┏━━
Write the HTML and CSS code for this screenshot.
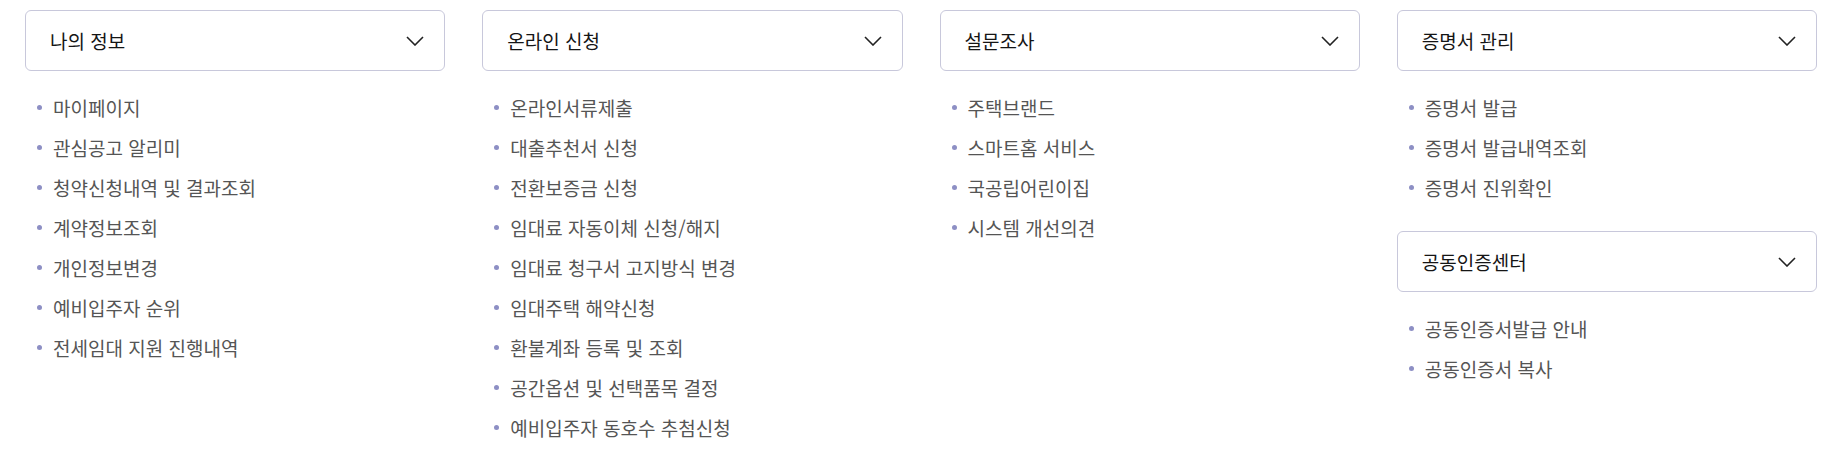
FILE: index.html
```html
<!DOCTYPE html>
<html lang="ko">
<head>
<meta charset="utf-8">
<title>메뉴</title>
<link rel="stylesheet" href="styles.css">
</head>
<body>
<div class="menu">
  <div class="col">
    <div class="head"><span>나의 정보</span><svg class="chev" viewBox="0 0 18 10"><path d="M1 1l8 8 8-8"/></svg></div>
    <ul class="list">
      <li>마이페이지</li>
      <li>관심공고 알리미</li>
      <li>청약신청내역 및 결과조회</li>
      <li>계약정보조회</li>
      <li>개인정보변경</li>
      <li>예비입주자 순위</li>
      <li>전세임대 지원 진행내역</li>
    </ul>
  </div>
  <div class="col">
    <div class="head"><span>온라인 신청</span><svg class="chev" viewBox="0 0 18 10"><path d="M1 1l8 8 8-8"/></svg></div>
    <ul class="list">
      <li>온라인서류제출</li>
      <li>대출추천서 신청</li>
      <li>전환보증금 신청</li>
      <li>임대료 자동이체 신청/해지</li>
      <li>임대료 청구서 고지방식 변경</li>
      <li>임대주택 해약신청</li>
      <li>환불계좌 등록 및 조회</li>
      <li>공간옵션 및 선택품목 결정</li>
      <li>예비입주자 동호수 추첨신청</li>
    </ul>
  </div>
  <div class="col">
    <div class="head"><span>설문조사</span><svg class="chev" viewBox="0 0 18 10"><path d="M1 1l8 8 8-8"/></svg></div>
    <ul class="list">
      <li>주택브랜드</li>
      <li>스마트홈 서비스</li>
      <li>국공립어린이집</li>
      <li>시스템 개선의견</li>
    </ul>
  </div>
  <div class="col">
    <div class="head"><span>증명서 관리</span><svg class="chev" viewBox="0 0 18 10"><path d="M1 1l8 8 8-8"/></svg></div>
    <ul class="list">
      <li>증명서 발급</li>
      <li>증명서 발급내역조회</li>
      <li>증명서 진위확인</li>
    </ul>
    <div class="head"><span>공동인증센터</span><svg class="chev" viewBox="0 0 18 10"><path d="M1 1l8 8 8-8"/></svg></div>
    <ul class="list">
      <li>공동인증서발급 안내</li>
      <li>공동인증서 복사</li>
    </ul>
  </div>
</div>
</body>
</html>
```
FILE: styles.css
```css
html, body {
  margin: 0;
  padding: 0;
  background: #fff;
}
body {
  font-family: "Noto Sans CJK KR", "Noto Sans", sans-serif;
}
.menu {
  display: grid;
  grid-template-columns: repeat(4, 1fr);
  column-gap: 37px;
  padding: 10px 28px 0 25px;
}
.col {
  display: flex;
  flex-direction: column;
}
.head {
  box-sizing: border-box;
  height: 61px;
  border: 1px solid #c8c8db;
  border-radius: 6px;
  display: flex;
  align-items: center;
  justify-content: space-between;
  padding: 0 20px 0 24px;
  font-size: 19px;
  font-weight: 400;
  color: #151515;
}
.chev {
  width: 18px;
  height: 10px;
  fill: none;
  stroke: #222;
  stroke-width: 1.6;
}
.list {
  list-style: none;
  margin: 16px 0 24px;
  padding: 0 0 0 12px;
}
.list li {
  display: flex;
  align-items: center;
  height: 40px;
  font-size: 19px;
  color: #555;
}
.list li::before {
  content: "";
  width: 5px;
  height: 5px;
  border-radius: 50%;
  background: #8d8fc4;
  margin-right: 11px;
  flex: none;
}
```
┗━━
* Problem: Return to the listing above and set it down exactly, leaving out its pictures.

* Response to the exercise:
Write the HTML and CSS code for this screenshot.
FILE: index.html
```html
<!DOCTYPE html>
<html lang="ko">
<head>
<meta charset="utf-8">
<title>메뉴</title>
<link rel="stylesheet" href="styles.css">
</head>
<body>
<div class="menu">
  <div class="col">
    <div class="head"><span>나의 정보</span><svg class="chev" viewBox="0 0 18 10"><path d="M1 1l8 8 8-8"/></svg></div>
    <ul class="list">
      <li>마이페이지</li>
      <li>관심공고 알리미</li>
      <li>청약신청내역 및 결과조회</li>
      <li>계약정보조회</li>
      <li>개인정보변경</li>
      <li>예비입주자 순위</li>
      <li>전세임대 지원 진행내역</li>
    </ul>
  </div>
  <div class="col">
    <div class="head"><span>온라인 신청</span><svg class="chev" viewBox="0 0 18 10"><path d="M1 1l8 8 8-8"/></svg></div>
    <ul class="list">
      <li>온라인서류제출</li>
      <li>대출추천서 신청</li>
      <li>전환보증금 신청</li>
      <li>임대료 자동이체 신청/해지</li>
      <li>임대료 청구서 고지방식 변경</li>
      <li>임대주택 해약신청</li>
      <li>환불계좌 등록 및 조회</li>
      <li>공간옵션 및 선택품목 결정</li>
      <li>예비입주자 동호수 추첨신청</li>
    </ul>
  </div>
  <div class="col">
    <div class="head"><span>설문조사</span><svg class="chev" viewBox="0 0 18 10"><path d="M1 1l8 8 8-8"/></svg></div>
    <ul class="list">
      <li>주택브랜드</li>
      <li>스마트홈 서비스</li>
      <li>국공립어린이집</li>
      <li>시스템 개선의견</li>
    </ul>
  </div>
  <div class="col">
    <div class="head"><span>증명서 관리</span><svg class="chev" viewBox="0 0 18 10"><path d="M1 1l8 8 8-8"/></svg></div>
    <ul class="list">
      <li>증명서 발급</li>
      <li>증명서 발급내역조회</li>
      <li>증명서 진위확인</li>
    </ul>
    <div class="head"><span>공동인증센터</span><svg class="chev" viewBox="0 0 18 10"><path d="M1 1l8 8 8-8"/></svg></div>
    <ul class="list">
      <li>공동인증서발급 안내</li>
      <li>공동인증서 복사</li>
    </ul>
  </div>
</div>
</body>
</html>
```
FILE: styles.css
```css
html, body {
  margin: 0;
  padding: 0;
  background: #fff;
}
body {
  font-family: "Noto Sans CJK KR", "Noto Sans", sans-serif;
}
.menu {
  display: grid;
  grid-template-columns: repeat(4, 1fr);
  column-gap: 37px;
  padding: 10px 28px 0 25px;
}
.col {
  display: flex;
  flex-direction: column;
}
.head {
  box-sizing: border-box;
  height: 61px;
  border: 1px solid #c8c8db;
  border-radius: 6px;
  display: flex;
  align-items: center;
  justify-content: space-between;
  padding: 0 20px 0 24px;
  font-size: 19px;
  font-weight: 400;
  color: #151515;
}
.chev {
  width: 18px;
  height: 10px;
  fill: none;
  stroke: #222;
  stroke-width: 1.6;
}
.list {
  list-style: none;
  margin: 16px 0 24px;
  padding: 0 0 0 12px;
}
.list li {
  display: flex;
  align-items: center;
  height: 40px;
  font-size: 19px;
  color: #555;
}
.list li::before {
  content: "";
  width: 5px;
  height: 5px;
  border-radius: 50%;
  background: #8d8fc4;
  margin-right: 11px;
  flex: none;
}
```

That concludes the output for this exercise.